→ Task objective:
Copy everything in the data below exactly except the pictures.

Entries with page source code
BEGIN

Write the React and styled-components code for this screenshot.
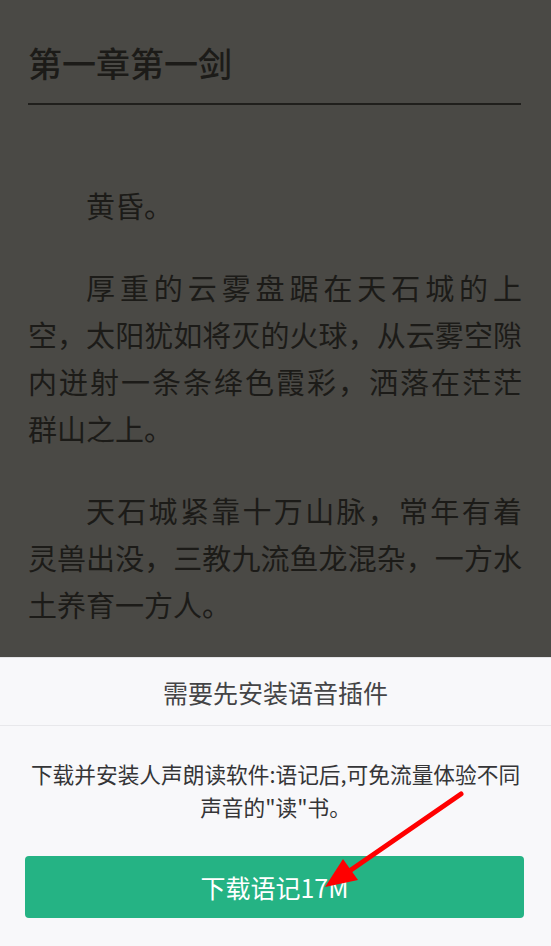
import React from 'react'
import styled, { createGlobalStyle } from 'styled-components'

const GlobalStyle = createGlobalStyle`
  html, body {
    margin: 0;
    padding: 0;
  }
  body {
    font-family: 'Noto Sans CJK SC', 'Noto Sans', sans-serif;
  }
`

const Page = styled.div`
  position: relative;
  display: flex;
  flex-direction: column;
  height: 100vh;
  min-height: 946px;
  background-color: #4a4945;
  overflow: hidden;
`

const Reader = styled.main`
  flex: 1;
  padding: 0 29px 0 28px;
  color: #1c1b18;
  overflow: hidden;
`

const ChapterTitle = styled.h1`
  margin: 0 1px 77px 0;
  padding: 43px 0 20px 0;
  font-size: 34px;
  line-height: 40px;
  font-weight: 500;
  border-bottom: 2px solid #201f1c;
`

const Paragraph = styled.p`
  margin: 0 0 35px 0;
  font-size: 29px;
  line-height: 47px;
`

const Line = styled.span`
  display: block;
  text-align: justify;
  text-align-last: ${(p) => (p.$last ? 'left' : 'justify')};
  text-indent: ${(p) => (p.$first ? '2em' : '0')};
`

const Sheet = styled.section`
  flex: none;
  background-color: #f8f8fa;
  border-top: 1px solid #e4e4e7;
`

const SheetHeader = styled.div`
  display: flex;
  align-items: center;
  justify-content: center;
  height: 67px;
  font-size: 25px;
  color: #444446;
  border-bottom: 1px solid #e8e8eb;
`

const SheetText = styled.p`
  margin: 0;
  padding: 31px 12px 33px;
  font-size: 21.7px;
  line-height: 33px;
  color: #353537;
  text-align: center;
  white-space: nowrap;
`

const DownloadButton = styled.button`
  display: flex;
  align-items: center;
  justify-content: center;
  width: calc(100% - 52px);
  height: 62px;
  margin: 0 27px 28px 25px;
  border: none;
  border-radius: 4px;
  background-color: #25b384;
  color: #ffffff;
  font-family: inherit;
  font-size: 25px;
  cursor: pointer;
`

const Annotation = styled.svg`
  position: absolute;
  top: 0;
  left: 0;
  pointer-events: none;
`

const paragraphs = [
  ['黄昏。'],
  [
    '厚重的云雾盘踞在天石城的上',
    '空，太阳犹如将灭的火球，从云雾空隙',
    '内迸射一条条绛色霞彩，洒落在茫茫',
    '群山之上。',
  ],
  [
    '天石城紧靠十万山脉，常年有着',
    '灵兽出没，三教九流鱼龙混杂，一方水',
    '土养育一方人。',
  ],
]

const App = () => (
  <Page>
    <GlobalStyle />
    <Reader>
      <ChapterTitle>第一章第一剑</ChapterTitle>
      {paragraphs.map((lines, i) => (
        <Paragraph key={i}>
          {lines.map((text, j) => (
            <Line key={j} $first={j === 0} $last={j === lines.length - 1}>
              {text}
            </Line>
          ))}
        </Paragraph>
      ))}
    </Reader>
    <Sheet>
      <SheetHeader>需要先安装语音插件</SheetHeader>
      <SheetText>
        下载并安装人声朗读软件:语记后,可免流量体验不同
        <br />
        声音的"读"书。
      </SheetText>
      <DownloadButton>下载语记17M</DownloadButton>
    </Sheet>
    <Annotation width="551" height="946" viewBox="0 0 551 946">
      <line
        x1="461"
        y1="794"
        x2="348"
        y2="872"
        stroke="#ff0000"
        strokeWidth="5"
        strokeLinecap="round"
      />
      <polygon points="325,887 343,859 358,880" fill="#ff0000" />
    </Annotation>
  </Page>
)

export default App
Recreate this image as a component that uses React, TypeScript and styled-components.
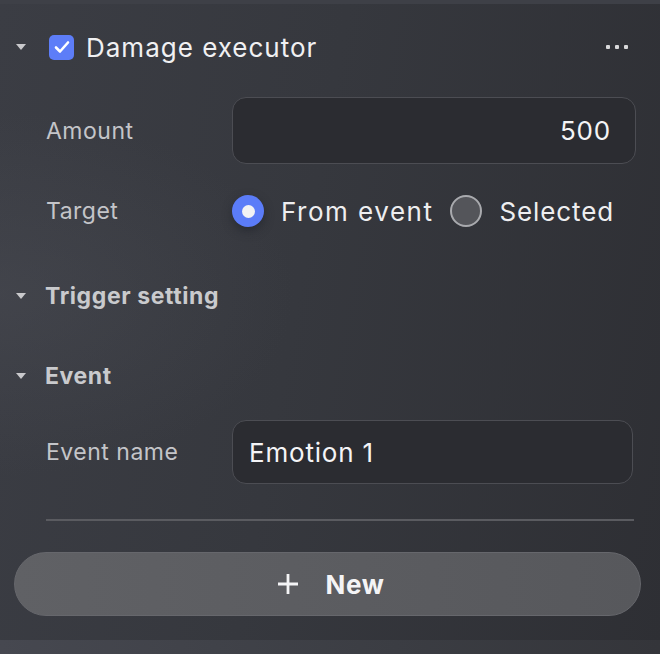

END

→ Response to this exercise:
Write the React and styled-components code for this screenshot.
import React from 'react'
import styled, { createGlobalStyle } from 'styled-components'

const GlobalStyle = createGlobalStyle`
  html, body {
    margin: 0;
    padding: 0;
  }
  body {
    font-family: 'Noto Sans CJK SC', 'Noto Sans', sans-serif;
  }
`

const Page = styled.div`
  position: relative;
  display: flex;
  flex-direction: column;
  height: 100vh;
  min-height: 946px;
  background-color: #4a4945;
  overflow: hidden;
`

const Reader = styled.main`
  flex: 1;
  padding: 0 29px 0 28px;
  color: #1c1b18;
  overflow: hidden;
`

const ChapterTitle = styled.h1`
  margin: 0 1px 77px 0;
  padding: 43px 0 20px 0;
  font-size: 34px;
  line-height: 40px;
  font-weight: 500;
  border-bottom: 2px solid #201f1c;
`

const Paragraph = styled.p`
  margin: 0 0 35px 0;
  font-size: 29px;
  line-height: 47px;
`

const Line = styled.span`
  display: block;
  text-align: justify;
  text-align-last: ${(p) => (p.$last ? 'left' : 'justify')};
  text-indent: ${(p) => (p.$first ? '2em' : '0')};
`

const Sheet = styled.section`
  flex: none;
  background-color: #f8f8fa;
  border-top: 1px solid #e4e4e7;
`

const SheetHeader = styled.div`
  display: flex;
  align-items: center;
  justify-content: center;
  height: 67px;
  font-size: 25px;
  color: #444446;
  border-bottom: 1px solid #e8e8eb;
`

const SheetText = styled.p`
  margin: 0;
  padding: 31px 12px 33px;
  font-size: 21.7px;
  line-height: 33px;
  color: #353537;
  text-align: center;
  white-space: nowrap;
`

const DownloadButton = styled.button`
  display: flex;
  align-items: center;
  justify-content: center;
  width: calc(100% - 52px);
  height: 62px;
  margin: 0 27px 28px 25px;
  border: none;
  border-radius: 4px;
  background-color: #25b384;
  color: #ffffff;
  font-family: inherit;
  font-size: 25px;
  cursor: pointer;
`

const Annotation = styled.svg`
  position: absolute;
  top: 0;
  left: 0;
  pointer-events: none;
`

const paragraphs = [
  ['黄昏。'],
  [
    '厚重的云雾盘踞在天石城的上',
    '空，太阳犹如将灭的火球，从云雾空隙',
    '内迸射一条条绛色霞彩，洒落在茫茫',
    '群山之上。',
  ],
  [
    '天石城紧靠十万山脉，常年有着',
    '灵兽出没，三教九流鱼龙混杂，一方水',
    '土养育一方人。',
  ],
]

const App = () => (
  <Page>
    <GlobalStyle />
    <Reader>
      <ChapterTitle>第一章第一剑</ChapterTitle>
      {paragraphs.map((lines, i) => (
        <Paragraph key={i}>
          {lines.map((text, j) => (
            <Line key={j} $first={j === 0} $last={j === lines.length - 1}>
              {text}
            </Line>
          ))}
        </Paragraph>
      ))}
    </Reader>
    <Sheet>
      <SheetHeader>需要先安装语音插件</SheetHeader>
      <SheetText>
        下载并安装人声朗读软件:语记后,可免流量体验不同
        <br />
        声音的"读"书。
      </SheetText>
      <DownloadButton>下载语记17M</DownloadButton>
    </Sheet>
    <Annotation width="551" height="946" viewBox="0 0 551 946">
      <line
        x1="461"
        y1="794"
        x2="348"
        y2="872"
        stroke="#ff0000"
        strokeWidth="5"
        strokeLinecap="round"
      />
      <polygon points="325,887 343,859 358,880" fill="#ff0000" />
    </Annotation>
  </Page>
)

export default App
Recreate this image as a component that uses React, TypeScript and styled-components.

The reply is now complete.